My own directness has earned me a couple pleasant first dates, one or two long-distance flirtations, some brilliant friendships, and massive quantities of rejection. The rejections were often circumstantial, not personal, and the ones that were personal were always polite. Like, "It would make my mother way too happy if I went out with you." I took that as a compliment. I knew his mom. She was delightful.

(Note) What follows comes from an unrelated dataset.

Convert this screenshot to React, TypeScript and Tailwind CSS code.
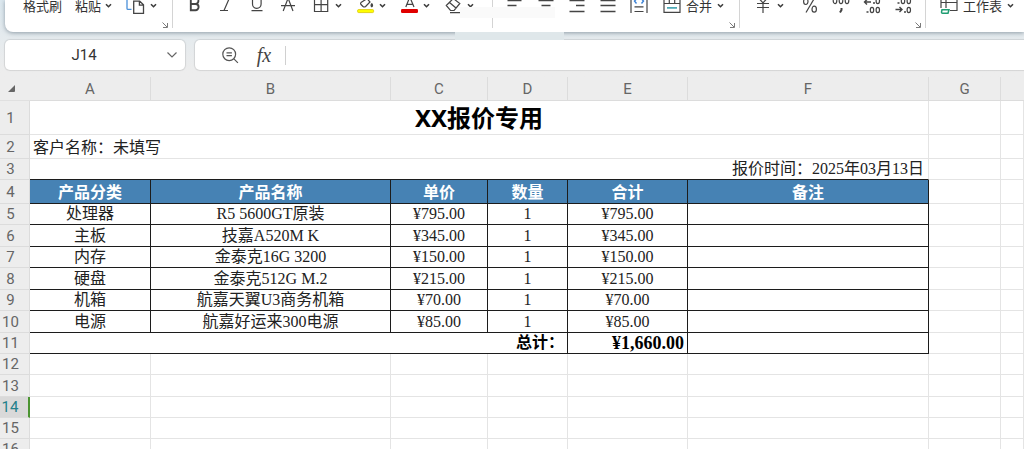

I didn't even go to my own prom. My high school was small and, at the time, required students to attend the shindig in couples, with one or both members belonging to the junior class. No one asked me, and in conversation with a classmate, I learned that he, at least, assumed I would attend with one of my pipe band buddies from elsewhere. I set about looking for a date so I could (for once) get prettied up and go to the dance. Six invitations later, I wound up at the mall on prom night, as a friend from out of town did her best to convince me that the situation would improve as I aged and moved about the land. Alas ... you see where I'm going with this.
Most people who know me assume I have the same basic romantic past they do. A few casual boyfriends. A long-term relationship or two. Nothing particular stands out about me, beyond being intelligent and a little quirky. Pull out the old photos and it's clear I looked athletic and bright-eyed, before sliding out of shape as I approached 30. Sure, there were one or two emotional or flirtatious, yet not romantic, friendships with men. But I’ve always been on my own.
The Signs Are Never Clear
I fully admit to being oblivious on a regular basis. And I have been known to clue in right after I've said something beyond stupid and beyond recovery. Those episodes have, thankfully, been very few and far between.
Consider a friend of one of my college housemates. At the end of a long day of auditioning actors for a student film, I was shuffled into the passenger seat of this guy's sports car, where I was treated to his Wall Street bravado while witnessing his attempted murder of the transmission. I made polite "mmm-hmm" noises while mentally calculating the distance to the restaurant where we would rejoin the rest of the crew. The "you'd probably never go out with a guy like me" came at me out of left field. I remember thinking, all at the same time: I don't know you, no more NYC, please stop torturing this car, certainly not with that attitude, hadn't thought about it, didn't she say you were a big party guy, have I even properly met you, OH, uh... Needless to say, whatever I answered was not encouraging and might have been unintelligible.
Yet sometime during my cruise down the road of many friend-boys, I've decided that if a dude is actually interested in me, he will make it happen (to quote He's Just Not That Into You, which should tell you how many chick flicks I've viewed). Unless and until that point, I am done being the one who does the asking.
(On that note, a friend recently shared this post about how to seduce a writer. It’s funny because it's true; the sentiment, if not the details.)
Me and Maybe
This all started out with a country song about a cowboy anti-hero. I've always identified with that, being blue-collar raised in white-collar times. A demolition derby girl in a Kentucky Derby world. And, on the flip side, a reader, writer, dreamer, musician, traveler among people who worked hard and honestly to provide a roof and table for their families.
Several years ago, one of my friends explained to a mutual acquaintance that I seem to meet all the princes while other women seem to be kissing frogs, and the princes are happy to have me as a reliable, loyal friend. It’s a good assessment. I know exceptional men. But their high caliber, in the absence of any romantic connections, can make me hypercritical of myself, from appearance to actions to intentions. I wonder if it’s me. Sometimes I think it is. Then I look around and think it’s so very not. I’ve stopped worrying about this as much as I once did, though.
Who will ultimately try for, and win, my heart? I don’t know. It only takes one, if it's the right person at the right time. And whoever he is, he's probably a bit of a cowboy on the inside, at least. I'm convinced men of grit and perseverance still roam the earth. Displaying intelligence and perception. Balancing kindness with resolution, and practicality with a sense of adventure. Showing integrity and not taking themselves too seriously.
In the meantime, I'm going to keep on being me. After all, each night begins a new day here on the open range.